* START Dataset extract *
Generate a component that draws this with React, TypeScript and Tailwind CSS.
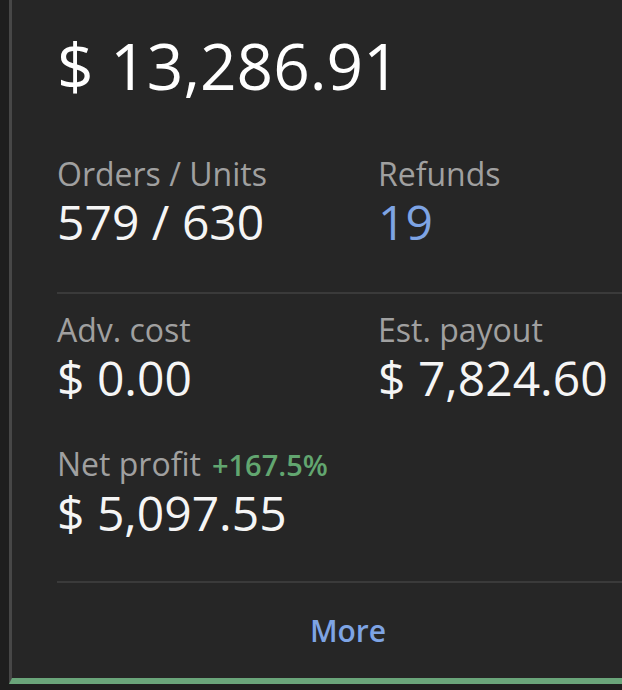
import React from 'react';

function Stat({ label, value, valueClass, extra }: { label: string; value: string; valueClass?: string; extra?: React.ReactNode }) {
  return (
    <div className="flex flex-col">
      <div className="text-[32px] leading-[40px] text-[#a0a0a0] whitespace-nowrap">
        {label}
        {extra}
      </div>
      <div className={`text-[48px] leading-[56px] whitespace-nowrap ${valueClass ?? 'text-[#f5f5f5]'}`}>{value}</div>
    </div>
  );
}

export default function App() {
  return (
    <div
      className="w-[622px] h-[690px] overflow-hidden bg-[#1e1e1e] pl-[9px]"
      style={{ fontFamily: '"Open Sans", "Noto Sans", sans-serif' }}
    >
      <div className="w-[680px] h-[684px] bg-[#262626] border-l-[3px] border-l-[#474747] border-b-[6px] border-b-[#6aa57a] flex flex-col">
        <div className="pl-[45px] pt-[26px]">
          <div className="text-[64px] leading-[80px] text-white whitespace-nowrap">$ 13,286.91</div>

          <div className="grid grid-cols-[321px_1fr] mt-[48px]">
            <Stat label="Orders / Units" value="579 / 630" />
            <Stat label="Refunds" value="19" valueClass="text-[#7ea4e4]" />
          </div>

          <div className="h-[2px] bg-[#3a3a3a] mt-[42px]" />

          <div className="grid grid-cols-[321px_1fr] mt-[16px]">
            <Stat label="Adv. cost" value="$ 0.00" />
            <Stat label="Est. payout" value="$ 7,824.60" />
          </div>

          <div className="mt-[38px]">
            <Stat
              label="Net profit"
              value="$ 5,097.55"
              extra={<span className="ml-[11px] text-[29px] font-semibold text-[#62a670]">+167.5%</span>}
            />
          </div>

          <div className="h-[2px] bg-[#3a3a3a] mt-[40px]" />
        </div>

        <div className="flex-1 flex items-center justify-center pr-[5px]">
          <span className="text-[30px] font-semibold text-[#7ea4e4]">More</span>
        </div>
      </div>
    </div>
  );
}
* END Dataset extract *
- **Exercise details**:
What is needed is an exact reproduction of the data, pictures excluded.

- **Answer to the task**:
Generate a component that draws this with React, TypeScript and Tailwind CSS.
import React from 'react';

function Stat({ label, value, valueClass, extra }: { label: string; value: string; valueClass?: string; extra?: React.ReactNode }) {
  return (
    <div className="flex flex-col">
      <div className="text-[32px] leading-[40px] text-[#a0a0a0] whitespace-nowrap">
        {label}
        {extra}
      </div>
      <div className={`text-[48px] leading-[56px] whitespace-nowrap ${valueClass ?? 'text-[#f5f5f5]'}`}>{value}</div>
    </div>
  );
}

export default function App() {
  return (
    <div
      className="w-[622px] h-[690px] overflow-hidden bg-[#1e1e1e] pl-[9px]"
      style={{ fontFamily: '"Open Sans", "Noto Sans", sans-serif' }}
    >
      <div className="w-[680px] h-[684px] bg-[#262626] border-l-[3px] border-l-[#474747] border-b-[6px] border-b-[#6aa57a] flex flex-col">
        <div className="pl-[45px] pt-[26px]">
          <div className="text-[64px] leading-[80px] text-white whitespace-nowrap">$ 13,286.91</div>

          <div className="grid grid-cols-[321px_1fr] mt-[48px]">
            <Stat label="Orders / Units" value="579 / 630" />
            <Stat label="Refunds" value="19" valueClass="text-[#7ea4e4]" />
          </div>

          <div className="h-[2px] bg-[#3a3a3a] mt-[42px]" />

          <div className="grid grid-cols-[321px_1fr] mt-[16px]">
            <Stat label="Adv. cost" value="$ 0.00" />
            <Stat label="Est. payout" value="$ 7,824.60" />
          </div>

          <div className="mt-[38px]">
            <Stat
              label="Net profit"
              value="$ 5,097.55"
              extra={<span className="ml-[11px] text-[29px] font-semibold text-[#62a670]">+167.5%</span>}
            />
          </div>

          <div className="h-[2px] bg-[#3a3a3a] mt-[40px]" />
        </div>

        <div className="flex-1 flex items-center justify-center pr-[5px]">
          <span className="text-[30px] font-semibold text-[#7ea4e4]">More</span>
        </div>
      </div>
    </div>
  );
}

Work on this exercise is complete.